Since I’ve started running though and I’ve gotten closer to my goal I’ve realised that even a healthy BMI was still going to leave me with a bit of a wobbly belly and wobbly inner thighs. So it isn’t quite “Job Done” yet, and I’ve known for a while I’d need a secondary goal to shoot for. Much like with Races, its always best to have a target!

Trying to work out what that should be is a tough question.
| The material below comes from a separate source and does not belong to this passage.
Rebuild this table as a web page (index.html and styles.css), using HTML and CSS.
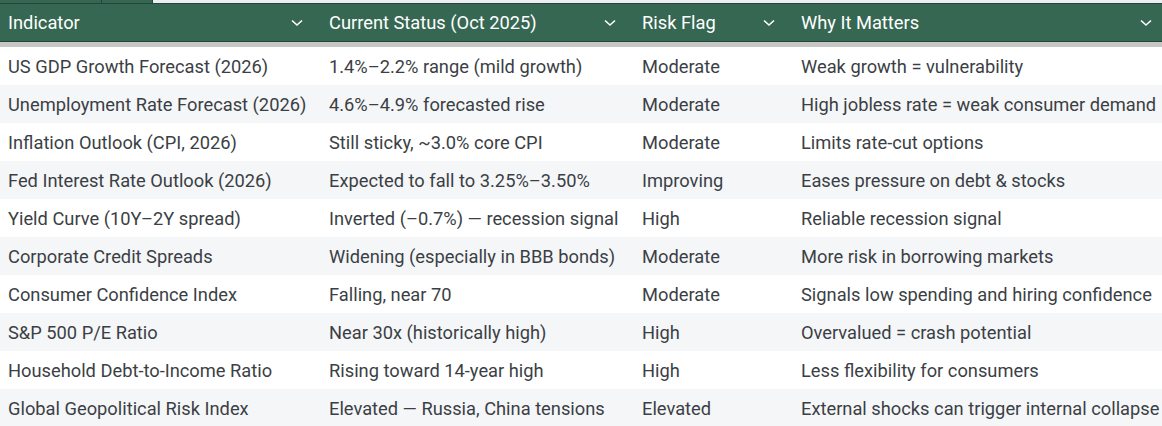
FILE: index.html
```html
<!DOCTYPE html>
<html>
<head>
<meta charset="utf-8">
<link rel="stylesheet" href="styles.css">
</head>
<body>
<div class="topbar">
  <div class="tcell t1"></div>
  <div class="tcell t2"></div>
  <div class="trest"></div>
</div>
<div class="table">
  <div class="hrow">
    <div class="hcell"><span>Indicator</span><svg class="chev" viewBox="0 0 12 8"><path d="M1 1.5 L6 6 L11 1.5"/></svg></div>
    <div class="hcell"><span>Current Status (Oct 2025)</span><svg class="chev" viewBox="0 0 12 8"><path d="M1 1.5 L6 6 L11 1.5"/></svg></div>
    <div class="hcell"><span>Risk Flag</span><svg class="chev" viewBox="0 0 12 8"><path d="M1 1.5 L6 6 L11 1.5"/></svg></div>
    <div class="hcell"><span>Why It Matters</span><svg class="chev" viewBox="0 0 12 8"><path d="M1 1.5 L6 6 L11 1.5"/></svg></div>
  </div>
  <div class="band"></div>
  <div class="row"><div>US GDP Growth Forecast (2026)</div><div>1.4%–2.2% range (mild growth)</div><div>Moderate</div><div>Weak growth = vulnerability</div></div>
  <div class="row alt"><div>Unemployment Rate Forecast (2026)</div><div>4.6%–4.9% forecasted rise</div><div>Moderate</div><div>High jobless rate = weak consumer demand</div></div>
  <div class="row"><div>Inflation Outlook (CPI, 2026)</div><div>Still sticky, ~3.0% core CPI</div><div>Moderate</div><div>Limits rate-cut options</div></div>
  <div class="row alt"><div>Fed Interest Rate Outlook (2026)</div><div>Expected to fall to 3.25%–3.50%</div><div>Improving</div><div>Eases pressure on debt &amp; stocks</div></div>
  <div class="row"><div>Yield Curve (10Y–2Y spread)</div><div>Inverted (–0.7%) — recession signal</div><div>High</div><div>Reliable recession signal</div></div>
  <div class="row alt"><div>Corporate Credit Spreads</div><div>Widening (especially in BBB bonds)</div><div>Moderate</div><div>More risk in borrowing markets</div></div>
  <div class="row"><div>Consumer Confidence Index</div><div>Falling, near 70</div><div>Moderate</div><div>Signals low spending and hiring confidence</div></div>
  <div class="row alt"><div>S&amp;P 500 P/E Ratio</div><div>Near 30x (historically high)</div><div>High</div><div>Overvalued = crash potential</div></div>
  <div class="row"><div>Household Debt-to-Income Ratio</div><div>Rising toward 14-year high</div><div>High</div><div>Less flexibility for consumers</div></div>
  <div class="row alt"><div>Global Geopolitical Risk Index</div><div>Elevated — Russia, China tensions</div><div>Elevated</div><div>External shocks can trigger internal collapse</div></div>
</div>
</body>
</html>
```
FILE: styles.css
```css
html, body {
  margin: 0;
  padding: 0;
  overflow: hidden;
  background: #ffffff;
}
body {
  width: 1162px;
  height: 426px;
  font-family: Roboto, "Noto Sans", sans-serif;
  font-size: 18.3px;
  color: #3b3f45;
}
.topbar {
  display: flex;
  height: 3px;
  border-bottom: 1px solid #24463a;
}
.tcell {
  background: #356752;
  border-right: 1px solid #24463a;
}
.t1 { width: 101px; }
.t2 { width: 50px; }
.trest {
  flex: 1;
  background: #eceef1;
}
.table {
  width: 1170px;
}
.hrow, .row {
  display: grid;
  grid-template-columns: 321px 313px 159px 377px;
}
.hrow {
  height: 37px;
  background: #356752;
  border-bottom: 1px solid #24463a;
  color: #ffffff;
}
.hcell {
  display: flex;
  align-items: center;
  justify-content: space-between;
  padding: 0 18px 0 8px;
}
.chev {
  width: 12px;
  height: 8px;
  fill: none;
  stroke: #ffffff;
  stroke-width: 1.6;
}
.band {
  height: 5px;
  background: #c6c6c6;
}
.row {
  height: 38px;
  background: #ffffff;
}
.row.alt {
  background: #f5f6f8;
}
.row > div {
  display: flex;
  align-items: center;
  padding-left: 8px;
  white-space: nowrap;
  overflow: hidden;
}
```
On the one hand, I’d like to have a certain body fat %, and on the other hand I’d like a mid-range healthy BMI. So I’ve gotten to work in excel and come up with some numbers.

  • According to the NHS, a healthy BMI ranges between 18.5 and 25. The midpoint of that is 22. At my height, I would need a weight of 12st13lbs (181lbs) to be this BMI.
  • The generally accepted body fat percentage for “Fitness” is between 14% and 17%. The midpoint for this is 15.5%
  • My current Body Fat % is 22.3%. If I were to take 7% off of my current bodyweight it would give me a weight of 13st 7lbs (189lbs)

Therefore, my newly amended target is 13st 7lbs (189lbs). Once I reach this target I’ll use the same methodology so see where my Body Fat is vs my Weight/BMI to see if I can find a way to reconcile those two numbers. But, for now at least, only 14lbs to go!